Abstract

L-band passive microwave remote sensing is currently considered a robust technique for global monitoring of soil moisture. However, soil roughness complicates the relationship between brightness temperature and soil moisture, with current soil moisture retrieval algorithms typically assuming a constant roughness parameter globally, leading to a potential degradation in retrieval accuracy. This current investigation established a tower-based experiment site in Victoria, Australia. P-band (~40-cm wavelength/0.75 GHz) was compared with L-band (~21-cm wavelength/1.41 GHz) over random and periodic soil surfaces to determine if there is an improvement in brightness temperature simulation and soil moisture retrieval accuracy for bare soil conditions, due to reduced roughness impact when using a longer wavelength. The results showed that P-band was less impacted by random and periodic roughness than L-band, evidenced by more comparable statistics across different roughness conditions.

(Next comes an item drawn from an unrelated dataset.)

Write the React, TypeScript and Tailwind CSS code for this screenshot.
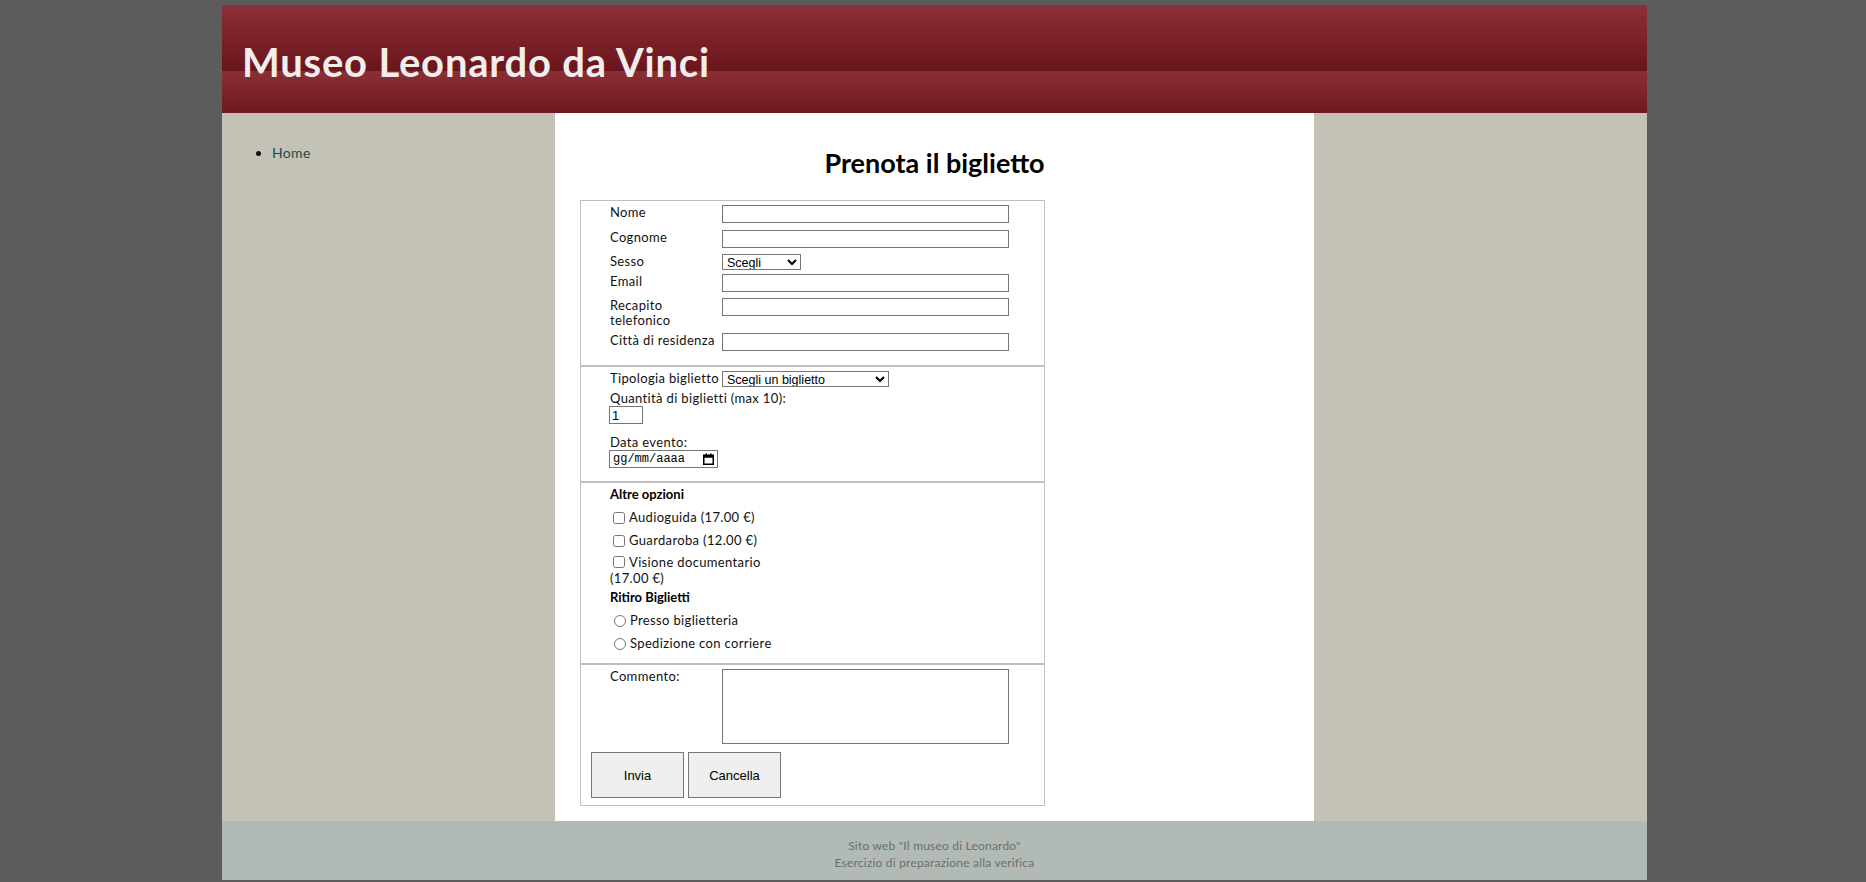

The roughness effect from smooth surfaces (e.g., 0.8-cm root-mean-square height and 11.1-cm correlation length) could be potentially ignored at both P- and L-band with satisfactory simulation and retrieval performance. However, for rougher soil (e.g., 1.6-cm root-mean-square height and 6.8-cm correlation length), the roughness impact needed to be accounted for at both P- and L-band, with P-band observations showing less impact than L-band. Moreover, a sinusoidal soil surface with 10-cm amplitude and 80-cm period substantially impacted the brightness temperature simulation and soil moisture retrieval at both P- and L-band, which could not be fully accounted for using the SMOS and SMAP default roughness parameters. However, when retrieving roughness parameters along with soil moisture, the ubRMSE at P-band over periodic soil was improved to a similar level (0.01‐0.02 m3/m3) as that of smooth flat soil (0.01 m3/m3), while L-band showed higher ubRMSE over the periodic soil (0.03‐0.04 m3/m3) than over smooth flat soil (0.01 m3/m3). Accordingly, periodic roughness effects were reduced by using observations at P-band.